The condition of the almost Christian — of the one who is not far from the kingdom of God, of him who lacks but one thing — is peculiarly fragile and dangerous. How often have we noticed that a man may live all his life near some grand object in nature, such as Niagara Falls, and yet never visit them; because, being so near to them, he thinks that he can at any time he chooses go to them — and hence his very nearness causes him to delay and procrastinate and never make the oft-purposed visit. While thousands and tens of thousands will traverse seas and continents to visit or gaze at those majestic falls, whose voice is as the sound of many waters.
So it is in spiritual things. Because men know so much of the truth, understand its claims, and have so much of religious reverence and sensibility — they imagine that they can easily take the step which will make them altogether Christians; easily bridge over the narrow space between the not far from the kingdom — and the kingdom itself; and at their pleasure supply the "one thing lacking"; and so they rest content, procrastinate, and die at last almost Christians! While thousands and tens of thousands who were "afar off" — who were "aliens and strangers to the covenant of promise," who lacked not one — but many things — press into the kingdom, become altogether Christians, and are saved!
You cannot be told with too much emphasis, that no matter how much of an almost Christian you are — if you are only almost, then you are not a true Christian, and hence must be altogether lost! It matters not how near you may be to the kingdom of God — you may be so near indeed that you might touch its walls if you stretch forth your hand, or pass its gate if you took but one step — yet if you are only near it, you are not in it. And remaining outside of it — you must certainly perish.
It matters not that you lack but one thing — and that perhaps a very little thing; for if you continue to lack and die lacking it — you can not be saved. It is the aim of your soul's adversary, to make you rest contented in this closeness to the kingdom, in this almost Christian state.
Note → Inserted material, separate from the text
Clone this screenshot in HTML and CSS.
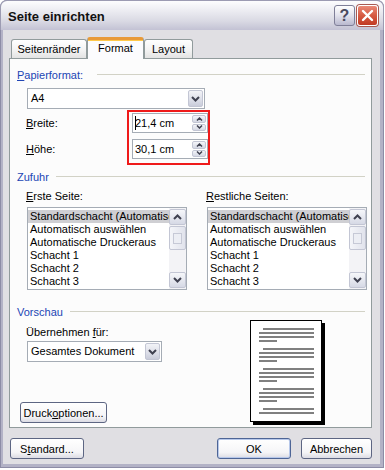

He will rather aid you in getting into this position, in the hope that once there, he can keep you there, flattering your soul with false hopes, deceiving conscience with false positions, and cajoling you into that self-satisfied condition, which is the sure precursor of eternal death!
I can hardly picture to myself a person in more imminent danger than an almost Christian. A man on the verge of a religious profession — yet held back by the lack of some one thing — the lack of moral courage to do, what reason and conscience and the Bible urge him to do; come out boldly in the name of Jesus, and avouch him to be your personal and only Savior, and make Him yours by a personal and a living faith. Do this and you will make practical — what before was theoretical. Knowledge will be transformed into duty; and the one condition which the almost Christian lacks to make him an altogether Christian — will be supplied. That factor is faith, that personal belief in and acceptance of Jesus Christ as our Savior and Redeemer, which unites us to Him as the branch is united to the vine, so that we have a oneness of life with Christ on earth, and a oneness of glory with Him in Heaven.
Be persuaded, then, to continue no longer in this dangerous, this insecure, this almost Christian state. Come out on the Lord's side. Take your place as Christ's disciple! For so long as you remain hesitating and undecided . . .
you are putting in jeopardy your salvation;
you are disobedient to God's commands;
you are setting at naught Christ's blood;
you are doing despite to the Holy Spirit; and
you are weaving the winding sheet of your immortal soul!